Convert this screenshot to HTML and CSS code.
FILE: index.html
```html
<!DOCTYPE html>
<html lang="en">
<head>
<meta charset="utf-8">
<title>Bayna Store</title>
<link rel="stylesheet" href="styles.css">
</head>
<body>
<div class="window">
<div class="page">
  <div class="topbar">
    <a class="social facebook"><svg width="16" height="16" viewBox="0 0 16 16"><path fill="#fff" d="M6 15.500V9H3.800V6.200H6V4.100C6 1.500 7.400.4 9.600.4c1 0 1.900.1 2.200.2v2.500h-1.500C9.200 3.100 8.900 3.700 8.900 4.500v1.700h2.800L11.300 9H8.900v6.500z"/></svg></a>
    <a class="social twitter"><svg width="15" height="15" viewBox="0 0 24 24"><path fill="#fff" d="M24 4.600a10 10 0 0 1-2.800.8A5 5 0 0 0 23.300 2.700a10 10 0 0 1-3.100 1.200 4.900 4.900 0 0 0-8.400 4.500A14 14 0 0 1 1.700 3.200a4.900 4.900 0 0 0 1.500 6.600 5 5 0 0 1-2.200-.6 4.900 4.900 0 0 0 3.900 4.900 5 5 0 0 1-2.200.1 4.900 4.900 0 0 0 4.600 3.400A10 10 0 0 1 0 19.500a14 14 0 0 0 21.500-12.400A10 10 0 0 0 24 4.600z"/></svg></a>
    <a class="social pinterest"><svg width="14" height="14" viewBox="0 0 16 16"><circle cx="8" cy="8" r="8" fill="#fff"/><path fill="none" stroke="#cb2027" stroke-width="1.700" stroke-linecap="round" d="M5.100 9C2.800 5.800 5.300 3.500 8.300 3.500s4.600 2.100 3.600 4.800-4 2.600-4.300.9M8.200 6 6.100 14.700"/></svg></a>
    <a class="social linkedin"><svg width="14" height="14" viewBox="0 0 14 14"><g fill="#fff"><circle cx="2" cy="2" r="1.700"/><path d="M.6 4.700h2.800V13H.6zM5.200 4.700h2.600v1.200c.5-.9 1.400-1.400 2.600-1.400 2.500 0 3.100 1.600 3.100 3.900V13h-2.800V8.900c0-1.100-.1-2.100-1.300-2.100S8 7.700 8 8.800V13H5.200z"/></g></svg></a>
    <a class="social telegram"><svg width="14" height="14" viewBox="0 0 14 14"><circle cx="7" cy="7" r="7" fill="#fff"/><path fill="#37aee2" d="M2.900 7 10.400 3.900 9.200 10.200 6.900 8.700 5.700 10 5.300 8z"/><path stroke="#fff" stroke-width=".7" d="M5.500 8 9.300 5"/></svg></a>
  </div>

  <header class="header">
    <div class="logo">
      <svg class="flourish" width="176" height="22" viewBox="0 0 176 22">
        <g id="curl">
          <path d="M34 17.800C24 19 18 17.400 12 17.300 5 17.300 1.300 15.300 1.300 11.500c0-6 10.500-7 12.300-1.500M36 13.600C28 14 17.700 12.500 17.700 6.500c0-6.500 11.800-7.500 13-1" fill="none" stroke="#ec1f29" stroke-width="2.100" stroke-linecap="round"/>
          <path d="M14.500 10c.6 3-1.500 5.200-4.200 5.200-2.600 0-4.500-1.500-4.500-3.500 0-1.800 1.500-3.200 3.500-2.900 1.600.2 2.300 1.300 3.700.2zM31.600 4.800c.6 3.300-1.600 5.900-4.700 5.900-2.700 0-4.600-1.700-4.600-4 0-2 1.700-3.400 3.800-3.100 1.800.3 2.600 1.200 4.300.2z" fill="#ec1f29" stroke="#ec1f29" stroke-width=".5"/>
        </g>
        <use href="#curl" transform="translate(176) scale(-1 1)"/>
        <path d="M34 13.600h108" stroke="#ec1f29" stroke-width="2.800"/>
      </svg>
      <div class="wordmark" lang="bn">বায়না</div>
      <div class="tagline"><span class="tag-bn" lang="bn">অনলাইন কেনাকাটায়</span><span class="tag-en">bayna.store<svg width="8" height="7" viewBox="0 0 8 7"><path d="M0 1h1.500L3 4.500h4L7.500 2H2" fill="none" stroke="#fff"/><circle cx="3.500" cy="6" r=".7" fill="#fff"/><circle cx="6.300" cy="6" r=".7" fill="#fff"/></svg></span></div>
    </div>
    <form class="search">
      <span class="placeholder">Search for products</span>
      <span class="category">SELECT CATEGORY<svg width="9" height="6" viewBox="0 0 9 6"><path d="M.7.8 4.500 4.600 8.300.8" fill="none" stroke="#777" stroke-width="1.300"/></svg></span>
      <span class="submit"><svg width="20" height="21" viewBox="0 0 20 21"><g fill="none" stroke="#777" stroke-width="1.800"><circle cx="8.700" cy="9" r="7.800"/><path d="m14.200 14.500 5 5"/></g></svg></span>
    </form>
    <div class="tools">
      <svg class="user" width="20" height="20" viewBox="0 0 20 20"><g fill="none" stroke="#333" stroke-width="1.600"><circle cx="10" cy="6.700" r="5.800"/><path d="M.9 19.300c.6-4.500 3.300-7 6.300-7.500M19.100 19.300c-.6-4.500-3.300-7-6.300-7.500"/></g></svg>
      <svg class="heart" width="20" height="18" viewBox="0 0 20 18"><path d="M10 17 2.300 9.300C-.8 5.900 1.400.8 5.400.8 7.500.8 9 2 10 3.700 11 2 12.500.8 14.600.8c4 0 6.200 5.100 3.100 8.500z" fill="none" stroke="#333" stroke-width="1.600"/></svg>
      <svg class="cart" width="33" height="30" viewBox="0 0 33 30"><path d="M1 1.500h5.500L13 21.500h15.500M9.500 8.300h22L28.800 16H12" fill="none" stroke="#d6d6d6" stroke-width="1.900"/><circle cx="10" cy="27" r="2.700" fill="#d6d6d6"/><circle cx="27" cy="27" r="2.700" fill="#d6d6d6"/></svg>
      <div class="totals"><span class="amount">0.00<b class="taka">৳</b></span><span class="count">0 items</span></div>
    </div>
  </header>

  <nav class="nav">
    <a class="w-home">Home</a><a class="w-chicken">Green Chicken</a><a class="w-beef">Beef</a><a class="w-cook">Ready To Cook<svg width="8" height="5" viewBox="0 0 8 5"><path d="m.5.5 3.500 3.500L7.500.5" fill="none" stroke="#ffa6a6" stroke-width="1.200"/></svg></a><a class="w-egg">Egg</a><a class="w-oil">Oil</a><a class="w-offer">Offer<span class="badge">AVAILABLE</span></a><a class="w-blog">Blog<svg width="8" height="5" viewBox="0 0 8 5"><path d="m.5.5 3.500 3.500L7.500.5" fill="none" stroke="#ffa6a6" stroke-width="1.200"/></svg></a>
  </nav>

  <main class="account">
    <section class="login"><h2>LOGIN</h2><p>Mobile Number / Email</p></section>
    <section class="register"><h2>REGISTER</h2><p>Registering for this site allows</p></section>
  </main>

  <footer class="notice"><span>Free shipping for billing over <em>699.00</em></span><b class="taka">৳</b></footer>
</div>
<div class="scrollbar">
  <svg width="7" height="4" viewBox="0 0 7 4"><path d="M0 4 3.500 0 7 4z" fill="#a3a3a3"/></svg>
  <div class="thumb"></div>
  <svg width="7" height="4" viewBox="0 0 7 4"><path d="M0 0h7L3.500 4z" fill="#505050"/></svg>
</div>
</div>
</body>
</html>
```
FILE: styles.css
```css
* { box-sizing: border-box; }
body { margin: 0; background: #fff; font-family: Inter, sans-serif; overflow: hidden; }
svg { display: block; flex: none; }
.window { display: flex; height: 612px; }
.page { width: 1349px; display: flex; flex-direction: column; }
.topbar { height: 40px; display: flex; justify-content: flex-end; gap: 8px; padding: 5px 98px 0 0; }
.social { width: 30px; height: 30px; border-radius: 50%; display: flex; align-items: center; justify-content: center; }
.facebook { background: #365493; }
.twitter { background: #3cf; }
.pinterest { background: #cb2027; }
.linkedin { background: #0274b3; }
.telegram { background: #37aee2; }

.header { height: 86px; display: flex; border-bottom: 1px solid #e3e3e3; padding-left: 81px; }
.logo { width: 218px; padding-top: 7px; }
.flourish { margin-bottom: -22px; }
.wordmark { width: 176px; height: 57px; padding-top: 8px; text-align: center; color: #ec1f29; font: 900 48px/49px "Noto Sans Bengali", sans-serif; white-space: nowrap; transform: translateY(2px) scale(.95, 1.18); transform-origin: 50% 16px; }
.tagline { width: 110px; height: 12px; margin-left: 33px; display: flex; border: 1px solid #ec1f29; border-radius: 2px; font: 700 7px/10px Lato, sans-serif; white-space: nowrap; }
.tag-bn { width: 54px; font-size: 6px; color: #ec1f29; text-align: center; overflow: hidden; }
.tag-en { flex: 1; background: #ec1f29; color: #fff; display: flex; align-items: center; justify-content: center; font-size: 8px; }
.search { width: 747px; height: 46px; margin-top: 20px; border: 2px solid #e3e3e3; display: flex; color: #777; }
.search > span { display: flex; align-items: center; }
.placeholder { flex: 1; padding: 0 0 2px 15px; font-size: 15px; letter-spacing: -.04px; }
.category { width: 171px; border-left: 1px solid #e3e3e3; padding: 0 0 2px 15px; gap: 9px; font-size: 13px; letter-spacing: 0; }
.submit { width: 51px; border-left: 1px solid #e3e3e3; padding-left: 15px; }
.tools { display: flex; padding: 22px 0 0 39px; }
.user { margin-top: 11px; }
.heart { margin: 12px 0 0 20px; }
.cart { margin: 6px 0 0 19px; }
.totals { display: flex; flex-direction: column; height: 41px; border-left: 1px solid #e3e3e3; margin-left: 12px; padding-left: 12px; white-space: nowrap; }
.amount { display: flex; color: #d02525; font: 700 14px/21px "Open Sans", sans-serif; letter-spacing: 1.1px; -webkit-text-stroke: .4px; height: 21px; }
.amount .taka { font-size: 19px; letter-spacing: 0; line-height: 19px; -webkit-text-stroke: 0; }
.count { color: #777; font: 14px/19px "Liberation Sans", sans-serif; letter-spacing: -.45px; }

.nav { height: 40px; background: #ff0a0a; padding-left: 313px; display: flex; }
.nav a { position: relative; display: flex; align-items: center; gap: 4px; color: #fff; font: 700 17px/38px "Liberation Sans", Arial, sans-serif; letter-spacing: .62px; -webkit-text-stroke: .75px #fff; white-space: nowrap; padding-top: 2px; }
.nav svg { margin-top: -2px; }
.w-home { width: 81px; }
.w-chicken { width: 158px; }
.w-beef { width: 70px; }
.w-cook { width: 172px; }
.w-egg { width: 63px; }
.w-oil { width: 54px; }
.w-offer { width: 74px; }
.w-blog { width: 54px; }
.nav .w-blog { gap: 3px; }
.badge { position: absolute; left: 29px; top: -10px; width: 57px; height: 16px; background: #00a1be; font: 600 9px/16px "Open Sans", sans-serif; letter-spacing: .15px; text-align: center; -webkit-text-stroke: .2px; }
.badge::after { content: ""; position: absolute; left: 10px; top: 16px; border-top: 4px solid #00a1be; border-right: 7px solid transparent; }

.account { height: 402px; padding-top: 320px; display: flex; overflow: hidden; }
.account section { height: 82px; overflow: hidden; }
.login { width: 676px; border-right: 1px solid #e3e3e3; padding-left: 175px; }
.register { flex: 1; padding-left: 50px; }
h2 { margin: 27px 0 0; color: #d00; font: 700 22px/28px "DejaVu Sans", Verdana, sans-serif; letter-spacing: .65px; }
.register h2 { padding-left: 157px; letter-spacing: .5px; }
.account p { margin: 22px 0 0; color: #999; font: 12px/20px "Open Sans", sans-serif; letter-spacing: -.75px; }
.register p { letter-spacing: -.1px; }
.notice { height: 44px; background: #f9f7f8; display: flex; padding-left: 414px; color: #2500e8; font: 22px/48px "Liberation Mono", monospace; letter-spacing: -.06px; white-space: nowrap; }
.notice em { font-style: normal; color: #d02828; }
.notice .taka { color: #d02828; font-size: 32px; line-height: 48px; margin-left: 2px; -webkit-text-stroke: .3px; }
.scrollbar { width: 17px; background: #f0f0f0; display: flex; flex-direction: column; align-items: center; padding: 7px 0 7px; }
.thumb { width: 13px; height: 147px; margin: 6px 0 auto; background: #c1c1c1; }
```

**Task goal**
From the data above, pick out each line containing "this" and copy it.

**Final answer**
Convert this screenshot to HTML and CSS code.
    <section class="register"><h2>REGISTER</h2><p>Registering for this site allows</p></section>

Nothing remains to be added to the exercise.